Given exercise
The listing below must be repeated word for word, with its images excluded.

------ Supplied data

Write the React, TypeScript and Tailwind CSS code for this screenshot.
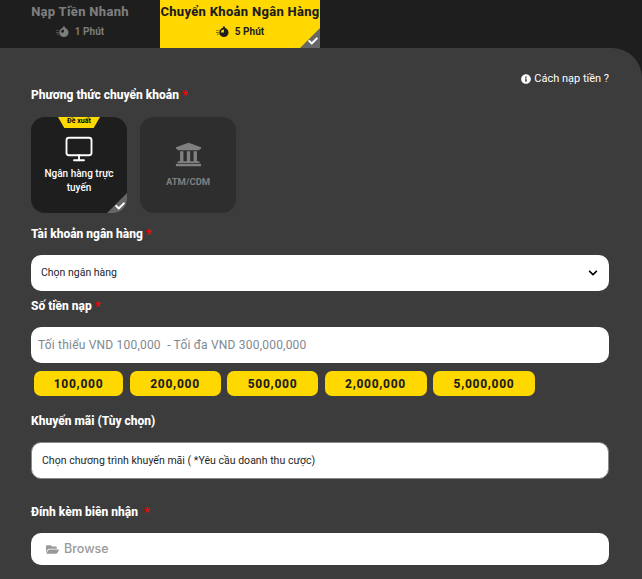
import { FaCheck, FaChevronDown, FaFolderOpen, FaInfoCircle, FaUniversity } from "react-icons/fa";
import { FiMonitor } from "react-icons/fi";

const amounts = [
  { label: "100,000", width: "w-[89px]" },
  { label: "200,000", width: "w-[91px]" },
  { label: "500,000", width: "w-[91px]" },
  { label: "2,000,000", width: "w-[102px]" },
  { label: "5,000,000", width: "w-[102px]" },
];

const Stopwatch = ({ className }: { className: string }) => (
  <svg viewBox="0 0 14 12" className={className} fill="currentColor">
    <path
      fillRule="evenodd"
      d="M8.5 1.5a5 5 0 1 1 0 10 5 5 0 0 1 0-10zM8.5 3.4a3.1 3.1 0 0 0-3.1 3.1h3.1z"
    />
    <path d="M7.4 0h2.2v1.6H7.4z" />
    <path d="M0 4h3.6v1H0zM0 6h3v1H0zM1 8h2.4v1H1z" opacity="0.55" />
  </svg>
);

const Corner = () => (
  <div className="absolute bottom-0 right-0 flex h-5 w-5 items-end justify-end bg-[#666666] pb-[2px] pr-[2px] text-white [clip-path:polygon(100%_0,100%_100%,0_100%)]">
    <FaCheck className="h-[10px] w-[10px]" />
  </div>
);

const Required = () => <span className="text-[#ff0000]">*</span>;

const Label = ({ children }: { children: React.ReactNode }) => (
  <div className="text-[12px] font-extrabold leading-4 text-white">{children}</div>
);

export default function App() {
  return (
    <div className="h-[579px] w-[642px] overflow-hidden bg-[#1e1e1e] font-['Roboto',sans-serif]">
      {/* Tabs */}
      <div className="flex h-12">
        <div className="flex w-40 flex-col items-center pt-[3px] text-[#7d7d7d]">
          <div className="text-[13px] font-extrabold leading-[18px] tracking-[0.3px]">Nạp Tiền Nhanh</div>
          <div className="mt-[3px] flex items-center gap-[6px] text-[10px] font-bold leading-4">
            <Stopwatch className="h-[12px] w-[13px]" />
            1 Phút
          </div>
        </div>
        <div className="relative flex w-40 flex-col items-center bg-[#ffd800] pt-[3px] text-[#1e1e1e]">
          <div className="whitespace-nowrap text-[13px] font-extrabold leading-[18px] tracking-[0.3px]">Chuyển Khoản Ngân Hàng</div>
          <div className="mt-[3px] flex items-center gap-[6px] text-[10px] font-bold leading-4">
            <Stopwatch className="h-[12px] w-[13px]" />
            5 Phút
          </div>
          <Corner />
        </div>
      </div>

      {/* Form panel */}
      <div className="h-[531px] rounded-tr-[30px] bg-[#3c3c3c] pl-[31px] pr-[33px]">
        <div className="flex justify-end pt-[23px]">
          <div className="flex items-center gap-[3px] text-[11px] leading-4 text-white">
            <FaInfoCircle className="h-[10px] w-[10px]" />
            Cách nạp tiền ?
          </div>
        </div>

        <Label>
          Phương thức chuyển khoản <Required />
        </Label>

        <div className="mt-[14px] flex gap-[13px]">
          <div className="relative flex h-24 w-24 flex-col items-center overflow-hidden rounded-[14px] bg-[#1e1e1e] text-white">
            <div className="absolute left-[27px] top-0 h-[11px] w-[42px] bg-[#ffd800] text-center text-[7px] font-bold leading-[9px] text-black [clip-path:polygon(0_0,100%_0,85%_100%,15%_100%)]">
              Đề xuất
            </div>
            <FiMonitor className="mt-[17px] h-[30px] w-[30px] [stroke-width:1.5]" />
            <div className="mt-[3px] text-center text-[10px] font-medium leading-[14px]">
              Ngân hàng trực tuyến
            </div>
            <Corner />
          </div>
          <div className="flex h-24 w-24 flex-col items-center rounded-[14px] bg-[#2e2e2e] text-[#808080]">
            <FaUniversity className="mt-[24px] h-[27px] w-[27px]" />
            <div className="mt-[7px] text-[9.5px] font-bold leading-[14px]">ATM/CDM</div>
          </div>
        </div>

        <div className="mt-[13px]">
          <Label>
            Tài khoản ngân hàng <Required />
          </Label>
        </div>
        <div className="mt-[13px] flex h-9 items-center justify-between rounded-[10px] bg-white pl-[10px] pr-[11px] text-[10.5px] text-[#212529]">
          Chọn ngân hàng
          <FaChevronDown className="h-[10px] w-[10px] text-black" />
        </div>

        <div className="mt-[7px]">
          <Label>
            Số tiền nạp <Required />
          </Label>
        </div>
        <div className="mt-[13px] flex h-9 items-center rounded-[10px] bg-white pl-[7px] text-[12px] tracking-[0.2px] text-[#808890]">
          Tối thiểu VND 100,000&nbsp; - Tối đa VND 300,000,000
        </div>

        <div className="ml-[3px] mt-2 flex gap-[6.5px]">
          {amounts.map((a) => (
            <div
              key={a.label}
              className={`${a.width} flex h-[25px] items-center justify-center rounded-[7px] bg-[#ffd800] text-[12px] font-extrabold tracking-[0.7px] text-[#1e1e1e]`}
            >
              {a.label}
            </div>
          ))}
        </div>

        <div className="mt-[17px]">
          <Label>Khuyến mãi (Tùy chọn)</Label>
        </div>
        <div className="mt-[13px] flex h-[37px] items-center rounded-[10px] border border-[#8a8a8a] bg-white pl-[10px] text-[10.5px] tracking-[0.03px] text-[#212529]">
          Chọn chương trình khuyến mãi ( *Yêu cầu doanh thu cược)
        </div>

        <div className="mt-[25px]">
          <Label>
            Đính kèm biên nhận <span className="ml-[3px]"></span>
            <Required />
          </Label>
        </div>
        <div className="mt-[13px] flex h-8 items-center gap-[5px] rounded-[10px] bg-white pl-[15px] font-['Inter',sans-serif] text-[12.5px] font-medium text-[#999999]">
          <FaFolderOpen className="h-[13px] w-[13px]" />
          Browse
        </div>
      </div>
    </div>
  );
}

------------

Response to this task
Write the React, TypeScript and Tailwind CSS code for this screenshot.
import { FaCheck, FaChevronDown, FaFolderOpen, FaInfoCircle, FaUniversity } from "react-icons/fa";
import { FiMonitor } from "react-icons/fi";

const amounts = [
  { label: "100,000", width: "w-[89px]" },
  { label: "200,000", width: "w-[91px]" },
  { label: "500,000", width: "w-[91px]" },
  { label: "2,000,000", width: "w-[102px]" },
  { label: "5,000,000", width: "w-[102px]" },
];

const Stopwatch = ({ className }: { className: string }) => (
  <svg viewBox="0 0 14 12" className={className} fill="currentColor">
    <path
      fillRule="evenodd"
      d="M8.5 1.5a5 5 0 1 1 0 10 5 5 0 0 1 0-10zM8.5 3.4a3.1 3.1 0 0 0-3.1 3.1h3.1z"
    />
    <path d="M7.4 0h2.2v1.6H7.4z" />
    <path d="M0 4h3.6v1H0zM0 6h3v1H0zM1 8h2.4v1H1z" opacity="0.55" />
  </svg>
);

const Corner = () => (
  <div className="absolute bottom-0 right-0 flex h-5 w-5 items-end justify-end bg-[#666666] pb-[2px] pr-[2px] text-white [clip-path:polygon(100%_0,100%_100%,0_100%)]">
    <FaCheck className="h-[10px] w-[10px]" />
  </div>
);

const Required = () => <span className="text-[#ff0000]">*</span>;

const Label = ({ children }: { children: React.ReactNode }) => (
  <div className="text-[12px] font-extrabold leading-4 text-white">{children}</div>
);

export default function App() {
  return (
    <div className="h-[579px] w-[642px] overflow-hidden bg-[#1e1e1e] font-['Roboto',sans-serif]">
      {/* Tabs */}
      <div className="flex h-12">
        <div className="flex w-40 flex-col items-center pt-[3px] text-[#7d7d7d]">
          <div className="text-[13px] font-extrabold leading-[18px] tracking-[0.3px]">Nạp Tiền Nhanh</div>
          <div className="mt-[3px] flex items-center gap-[6px] text-[10px] font-bold leading-4">
            <Stopwatch className="h-[12px] w-[13px]" />
            1 Phút
          </div>
        </div>
        <div className="relative flex w-40 flex-col items-center bg-[#ffd800] pt-[3px] text-[#1e1e1e]">
          <div className="whitespace-nowrap text-[13px] font-extrabold leading-[18px] tracking-[0.3px]">Chuyển Khoản Ngân Hàng</div>
          <div className="mt-[3px] flex items-center gap-[6px] text-[10px] font-bold leading-4">
            <Stopwatch className="h-[12px] w-[13px]" />
            5 Phút
          </div>
          <Corner />
        </div>
      </div>

      {/* Form panel */}
      <div className="h-[531px] rounded-tr-[30px] bg-[#3c3c3c] pl-[31px] pr-[33px]">
        <div className="flex justify-end pt-[23px]">
          <div className="flex items-center gap-[3px] text-[11px] leading-4 text-white">
            <FaInfoCircle className="h-[10px] w-[10px]" />
            Cách nạp tiền ?
          </div>
        </div>

        <Label>
          Phương thức chuyển khoản <Required />
        </Label>

        <div className="mt-[14px] flex gap-[13px]">
          <div className="relative flex h-24 w-24 flex-col items-center overflow-hidden rounded-[14px] bg-[#1e1e1e] text-white">
            <div className="absolute left-[27px] top-0 h-[11px] w-[42px] bg-[#ffd800] text-center text-[7px] font-bold leading-[9px] text-black [clip-path:polygon(0_0,100%_0,85%_100%,15%_100%)]">
              Đề xuất
            </div>
            <FiMonitor className="mt-[17px] h-[30px] w-[30px] [stroke-width:1.5]" />
            <div className="mt-[3px] text-center text-[10px] font-medium leading-[14px]">
              Ngân hàng trực tuyến
            </div>
            <Corner />
          </div>
          <div className="flex h-24 w-24 flex-col items-center rounded-[14px] bg-[#2e2e2e] text-[#808080]">
            <FaUniversity className="mt-[24px] h-[27px] w-[27px]" />
            <div className="mt-[7px] text-[9.5px] font-bold leading-[14px]">ATM/CDM</div>
          </div>
        </div>

        <div className="mt-[13px]">
          <Label>
            Tài khoản ngân hàng <Required />
          </Label>
        </div>
        <div className="mt-[13px] flex h-9 items-center justify-between rounded-[10px] bg-white pl-[10px] pr-[11px] text-[10.5px] text-[#212529]">
          Chọn ngân hàng
          <FaChevronDown className="h-[10px] w-[10px] text-black" />
        </div>

        <div className="mt-[7px]">
          <Label>
            Số tiền nạp <Required />
          </Label>
        </div>
        <div className="mt-[13px] flex h-9 items-center rounded-[10px] bg-white pl-[7px] text-[12px] tracking-[0.2px] text-[#808890]">
          Tối thiểu VND 100,000&nbsp; - Tối đa VND 300,000,000
        </div>

        <div className="ml-[3px] mt-2 flex gap-[6.5px]">
          {amounts.map((a) => (
            <div
              key={a.label}
              className={`${a.width} flex h-[25px] items-center justify-center rounded-[7px] bg-[#ffd800] text-[12px] font-extrabold tracking-[0.7px] text-[#1e1e1e]`}
            >
              {a.label}
            </div>
          ))}
        </div>

        <div className="mt-[17px]">
          <Label>Khuyến mãi (Tùy chọn)</Label>
        </div>
        <div className="mt-[13px] flex h-[37px] items-center rounded-[10px] border border-[#8a8a8a] bg-white pl-[10px] text-[10.5px] tracking-[0.03px] text-[#212529]">
          Chọn chương trình khuyến mãi ( *Yêu cầu doanh thu cược)
        </div>

        <div className="mt-[25px]">
          <Label>
            Đính kèm biên nhận <span className="ml-[3px]"></span>
            <Required />
          </Label>
        </div>
        <div className="mt-[13px] flex h-8 items-center gap-[5px] rounded-[10px] bg-white pl-[15px] font-['Inter',sans-serif] text-[12.5px] font-medium text-[#999999]">
          <FaFolderOpen className="h-[13px] w-[13px]" />
          Browse
        </div>
      </div>
    </div>
  );
}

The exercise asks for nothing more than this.